Raja Chulan Raja Ahmad Tajuddin returns with more tales from his early years as a Kuala Kangsor boy. Today’s post is a first parter describing his early days at the Clifford School Special Malay Class following his early education at the  Sekolah Rendah Melayu Pusat. Being at an English-medium school did not deter our intrepid co-editor from enjoying simple kampung fun with his school friends!

__________________________________

On a recent one-day sojourn to Pangkor Laut Resort, I was a guest of Executive Chef Zaffar, a long lost friend whose elder brother Abdullah was a schoolmate in my early primary school days at Central Malay School and, later, Clifford Primary School. Even during his early schooling days, Dollah, as we fondly called him, always helped his father, Pak Samad, who was a reputable cook in Bukit Chandan. Dollah now continues the family catering business as a caterer in Kuala Kangsar. However, he has not been of good health lately and, as a close school friend, I pray to Allah for his speedy recovery.

Like Dollah, I moved on to an English-medium school from my three year-stint at Central Malay School. My mother, who took pride in being one of the earliest Malay ladies to be English-educated (The author’s mother, Raja Datin Nor Zaharah Raja Badiozaman, is an alumnus of Lady Treacher’s, Taiping –Ed.), persuaded me to take the Special Malay Class examination which would enable me to be enrolled at Clifford Primary School. This exam was meant for pupils in the standard four and I was only in standard three. I guess that must have been my first real challenge in education.
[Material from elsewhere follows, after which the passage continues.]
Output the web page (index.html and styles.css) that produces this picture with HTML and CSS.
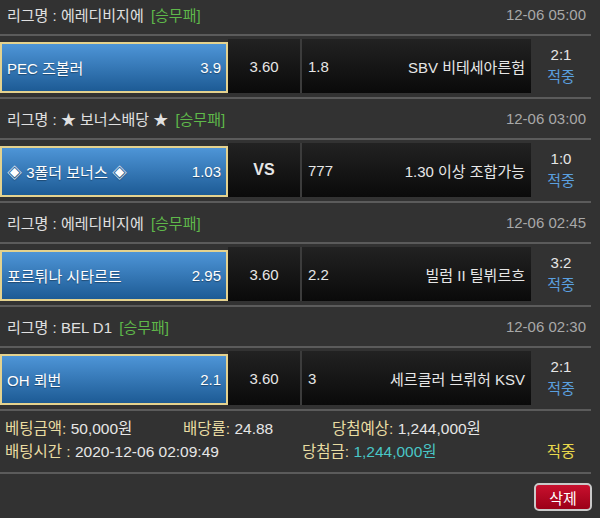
FILE: index.html
```html
<!DOCTYPE html>
<html lang="ko">
<head>
  <meta charset="UTF-8">
  <meta name="viewport" content="width=device-width, initial-scale=1.0">
  <title>배팅내역</title>
  <link rel="stylesheet" href="styles.css">
</head>
<body>

<div class="wrap">

  <!-- 경기 1 -->
  <div class="match">
    <div class="league">
      <span>리그명 : 에레디비지에 <em class="type">[승무패]</em></span>
      <span class="time">12-06 05:00</span>
    </div>
    <div class="game">
      <div class="pick"><span>PEC 즈볼러</span><span>3.9</span></div>
      <div class="draw">3.60</div>
      <div class="away"><span>1.8</span><span>SBV 비테세아른험</span></div>
      <div class="result"><span>2:1</span><span class="hit">적중</span></div>
    </div>
  </div>

  <!-- 경기 2 -->
  <div class="match">
    <div class="league">
      <span>리그명 : ★ 보너스배당 ★ <em class="type">[승무패]</em></span>
      <span class="time">12-06 03:00</span>
    </div>
    <div class="game">
      <div class="pick"><span>◈ 3폴더 보너스 ◈</span><span>1.03</span></div>
      <div class="draw vs">VS</div>
      <div class="away"><span>777</span><span>1.30 이상 조합가능</span></div>
      <div class="result"><span>1:0</span><span class="hit">적중</span></div>
    </div>
  </div>

  <!-- 경기 3 -->
  <div class="match">
    <div class="league">
      <span>리그명 : 에레디비지에 <em class="type">[승무패]</em></span>
      <span class="time">12-06 02:45</span>
    </div>
    <div class="game">
      <div class="pick"><span>포르튀나 시타르트</span><span>2.95</span></div>
      <div class="draw">3.60</div>
      <div class="away"><span>2.2</span><span>빌럼 II 틸뷔르흐</span></div>
      <div class="result"><span>3:2</span><span class="hit">적중</span></div>
    </div>
  </div>

  <!-- 경기 4 -->
  <div class="match">
    <div class="league">
      <span>리그명 : BEL D1 <em class="type">[승무패]</em></span>
      <span class="time">12-06 02:30</span>
    </div>
    <div class="game">
      <div class="pick"><span>OH 뢰번</span><span>2.1</span></div>
      <div class="draw">3.60</div>
      <div class="away"><span>3</span><span>세르클러 브뤼허 KSV</span></div>
      <div class="result"><span>2:1</span><span class="hit">적중</span></div>
    </div>
  </div>

  <!-- 합계 -->
  <div class="summary">
    <div class="line first">
      <span><b>베팅금액:</b> 50,000원</span>
      <span><b>배당률:</b> 24.88</span>
      <span><b>당첨예상:</b> 1,244,000원</span>
    </div>
    <div class="line second">
      <span><b>배팅시간 :</b> 2020-12-06 02:09:49</span>
      <span><b>당첨금:</b> <i class="win">1,244,000원</i></span>
      <span class="status">적중</span>
    </div>
  </div>

  <div class="actions">
    <button class="btn-del">삭제</button>
  </div>

</div>

</body>
</html>
```

FILE: styles.css
```css
body {
  margin: 0;
  background-color: #323232;
  color: #e6e6e6;
  font-family: "Liberation Sans", "Noto Sans CJK KR", sans-serif;
  overflow: hidden;
}

.wrap {
  width: 600px;
  margin-top: -5px;
}

.match,
.summary {
  width: 591px;
}

.league {
  height: 39px;
  display: flex;
  align-items: center;
  justify-content: space-between;
  padding: 0 5px 0 7px;
  border-bottom: 2px solid #5b5b5b;
  font-size: 15px;
  color: #e0e0e0;
}

.type {
  font-style: normal;
  color: #5fb84a;
  margin-left: 3px;
}

.time {
  font-size: 15px;
  color: #a8a8a8;
}

.game {
  display: flex;
  padding: 3px 0 4px;
  border-bottom: 2px solid #5b5b5b;
  font-size: 15px;
}

.pick {
  box-sizing: border-box;
  width: 228px;
  height: 51px;
  margin-top: 3px;
  display: flex;
  align-items: center;
  justify-content: space-between;
  padding: 0 5px 0 5px;
  border: 2px solid #e4d28e;
  background: linear-gradient(#4e95d7, #1d5b95);
  color: #fff;
  text-shadow: 0 1px 1px rgba(0,0,0,0.35);
}

.draw,
.away {
  height: 54px;
  background: linear-gradient(#222, #0a0a0a);
  display: flex;
  align-items: center;
}

.draw {
  width: 72px;
  justify-content: center;
  border-right: 2px solid #3c3c3c;
}

.vs {
  font-weight: bold;
  font-size: 16px;
}

.away {
  width: 229px;
  justify-content: space-between;
  padding: 0 6px;
  box-sizing: border-box;
}

.result {
  width: 60px;
  display: flex;
  flex-direction: column;
  align-items: center;
  justify-content: center;
  line-height: 22px;
}

.hit {
  color: #5a9fdf;
}

.summary {
  padding: 4px 0 11px;
  border-bottom: 2px solid #5b5b5b;
  font-size: 15.5px;
}

.line {
  display: grid;
  height: 23px;
  align-items: center;
  padding-left: 5px;
}

.line.first {
  grid-template-columns: 178px 149px 1fr;
}

.line.second {
  grid-template-columns: 297px 1fr 60px;
}

.line b {
  font-weight: normal;
  color: #e9dca2;
}

.win {
  font-style: normal;
  color: #49c6c6;
}

.status {
  text-align: center;
  color: #e8d84c;
}

.actions {
  display: flex;
  justify-content: flex-end;
  padding: 9px 8px 0;
}

.btn-del {
  width: 58px;
  height: 28px;
  border: 2px solid #c9c9c9;
  border-radius: 5px;
  background: linear-gradient(#c8102e, #9c0018);
  color: #fff;
  font-family: "Liberation Sans", "Noto Sans CJK KR", sans-serif;
  font-size: 15px;
  cursor: pointer;
}
```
I managed to make the grade and jumped class. I then became a Cliffordian at the Special Malay Class, a mere walking distance from Hill Road.

However, changing schools never did change my undying thirst to explore new territories of truancy. My new friends at the Clifford SMC came from various districts of Kuala Kangsar – namely Manong, Padang Rengas, Kati, Enggor and Sayong to name a few. These places were not as they are now and in those days these places were considered remote and not easily accessible to kids like us to venture on our own, especially without permission from our parents.

Kota Lama Kiri was one such place and I had an unforgettable incident while foraging for pineapples and bananas grown by the village folks at the jungle fringes. Kids, including myself, innocently thought that these fruit plants/trees had grown naturally! But it was not just our craving for fruit that brought us here. Classmates from the locality of Kota Lama Kiri kindled my interest to catching catfish (ikan keli) with my bare hands. It was a challenge that was too good to miss. Catching catfish in the padi fields of Kota Lama Kiri was seasonal – after the padi harvesting season when the water in the fields have been drained out.

From the small single-lane road leading to Kampung Jemuan and the Iskandar Bridge, we detoured at Sungai Chempias, a small tributary of Sungai Perak, wading upstream against the river’s fast current. This led us to the irrigation drains and the padi fields. Excitement mounted as I saw some budak-budak kampung already sloshing around in the muddy padi fields, some shouting excitedly with ikan keli and haruan in their hands. The padi fields were not entirely dried up for some parts were still covered with ankle-deep water and locating the fish was not that easy, as I found out. Holding a live fish is normally quite difficult but catching one ith bare hands in muddy waters? Not wanting to be belittled by my kampung friends I became bolder and ventured to a corner of the padi field where none of the kampung boys went.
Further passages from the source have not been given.